An approach to copper mining security analysis. Roper, Edward Cecil

Abstract

The objective of this thesis is to examine an approach to copper mining security analysis which measures the quality and projects the market value of the common shares. The accepted approach is the Multiplier Theory as advanced by Graham & Dodd and represented by the formula: Estimated market value equals the multiplier times the sum of the projected dividends paid and one-third of the projected earnings all adjusted for asset values. General application of the theory is qualified to conform with pertinent tangible and intangible factors which influence the basic components of the formula. The basic components are defined and the range of adjustments necessary for the Intangible factors influencing the multiplier are developed before the tangible factors affecting the quality of the security are examined. The performance of the Copper Industry as compared with other industries is measured by the rate of return on the common stock. The securities of the three leading integrated United States' copper mining companies are appraised on this basis. The quality of these copper mining common stocks depends on the economics of the companies and the Copper Industry. An abundance of statistical data is examined to illustrate the body of knowledge required to appraise and project the costs, earnings and copper prices.

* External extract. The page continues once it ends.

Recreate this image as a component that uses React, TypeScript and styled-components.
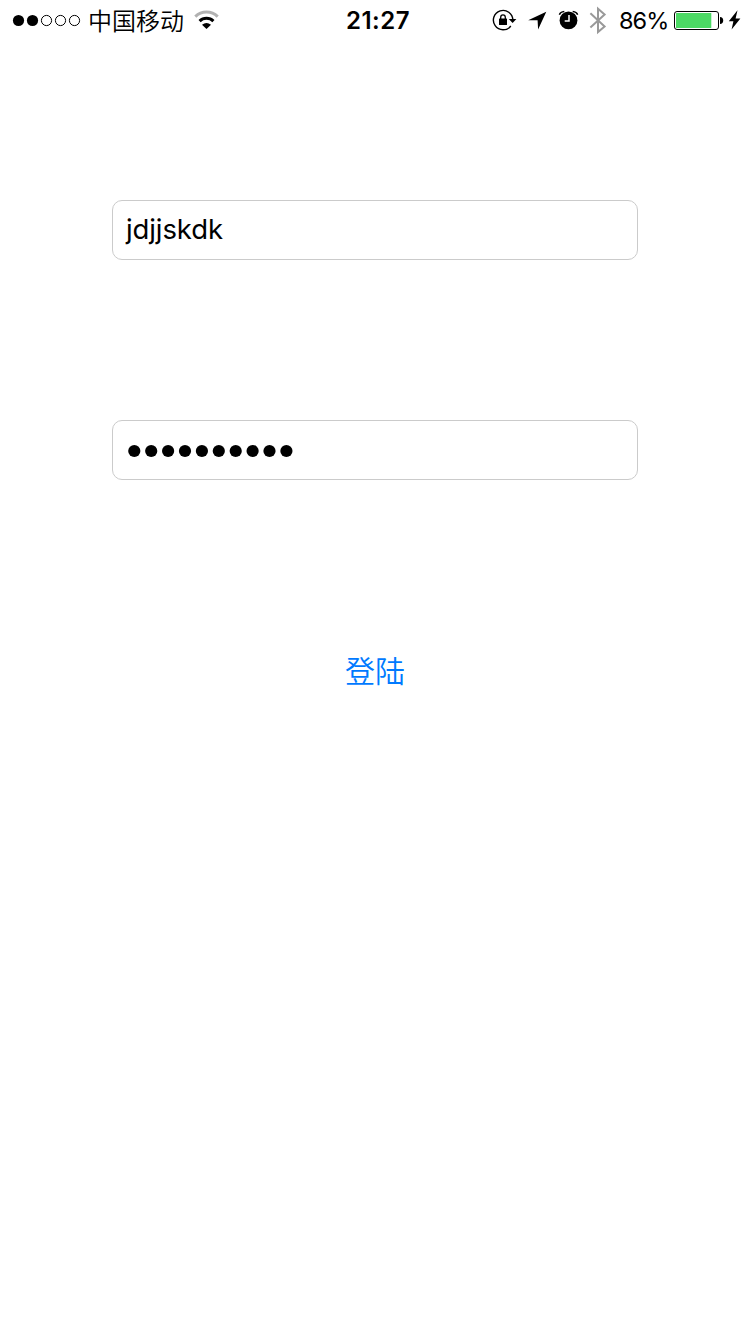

A projection was made of the rate of return on a hypothetical investment in the common stocks of these companies. The projection incorporated the adjustments and the prevailing economic trends. The estimated future market value of the common shares was deduced by applying the projected components to the standard formula. The variations between the actual and the estimated rate of return on the hypothetical investment were beyond the limits which would have proven the approach to be conclusive.